Se contestar o resultado, como quer o Tio Sam, estará atestando a morte da nossa soberania, pouco importando que se continue a falar em política externa “ativa e altiva”.
A profusão de manchetes, de notícias no rádio e na TV, de postagens nas redes sociais contra o resultado das eleições na Venezuela deve ser vista dentro deste contexto.
Os verdadeiros democratas latino-americanos sabem disso, mas a turma da guerra híbrida quer convencer aos desinformados ou desavisados do contrário.
A sorte é que a América Latina de 2024 não é mais aquela terra cujo dono era o Tio Sam. Ela diversificou seus parceiros econômicos e suas alianças estratégicas, dentre os quais a China se destaca como principal.

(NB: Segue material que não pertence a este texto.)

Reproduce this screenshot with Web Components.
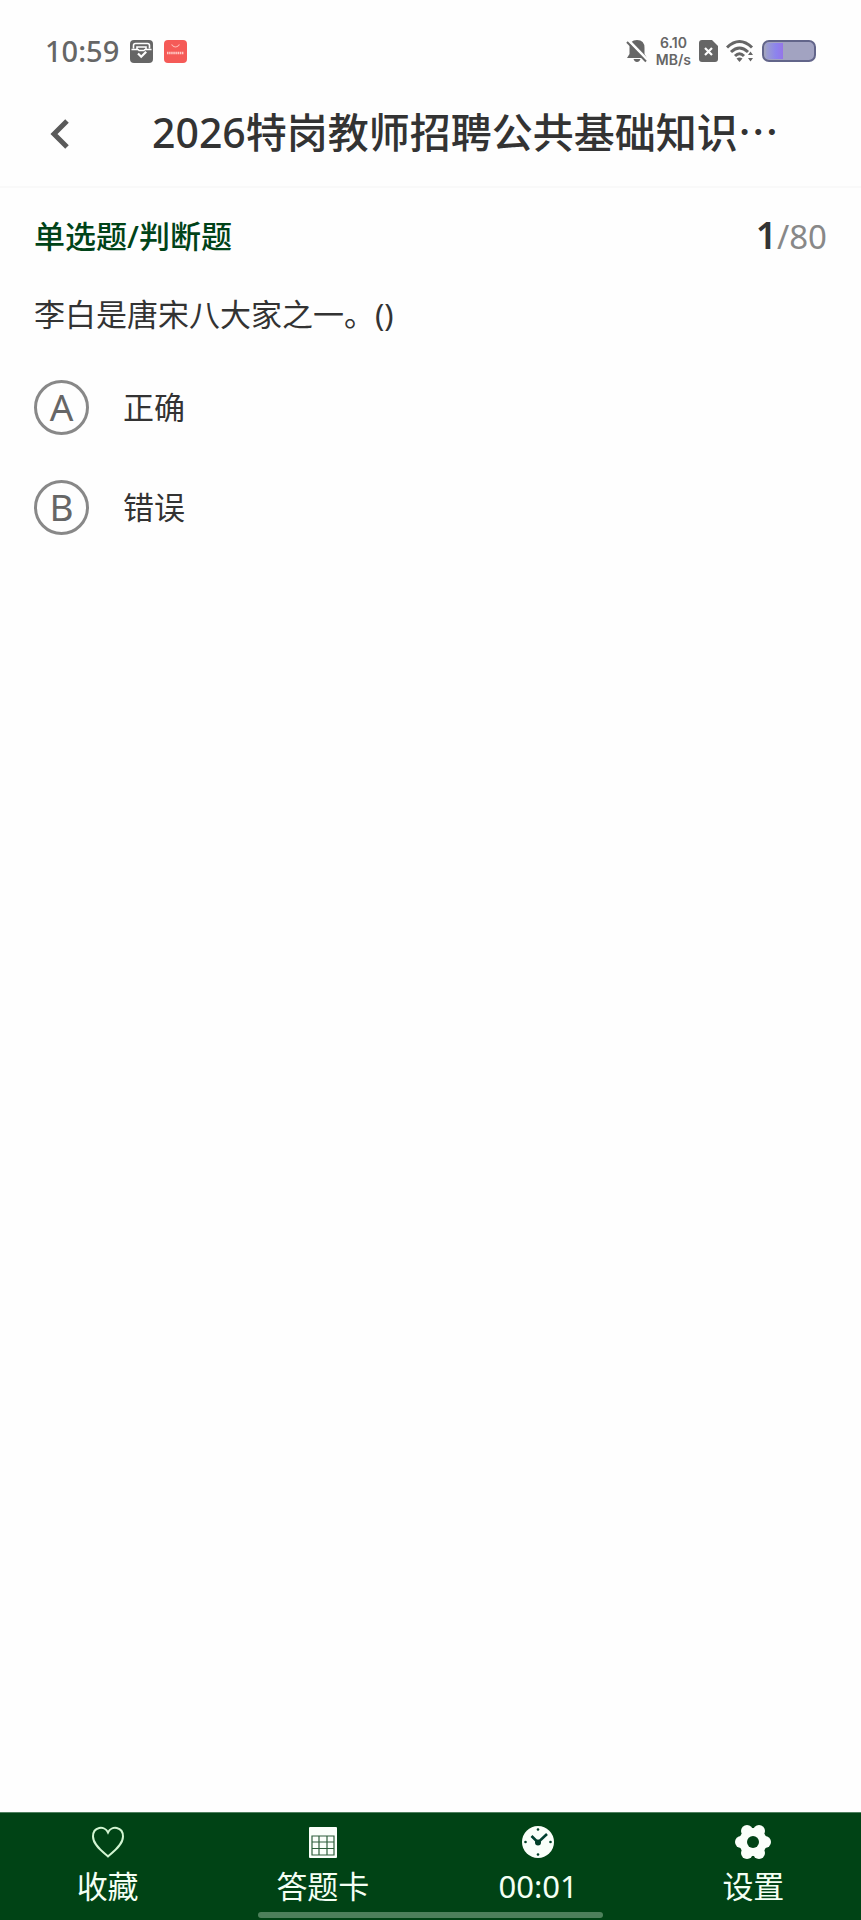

Se ao Tio Sam interessa a divisão para continuar imperando na região, esse não parece ser o propósito da China, que já reconheceu e felicitou Maduro pela vitória.
Daí, as ameaças que os Estados Unidos, a extrema-direita europeia e a latino-americana fazem à Venezuela destinarem-se ao fracasso.
Com o apoio de aliados como China, Rússia e Irã, dificilmente um golpe contra Maduro prosperará.
O que não significa que o governo chavista deixe de enfrentar dificuldades e instabilidades.
Afinal, na Venezuela se joga o futuro de uma América Latina soberana.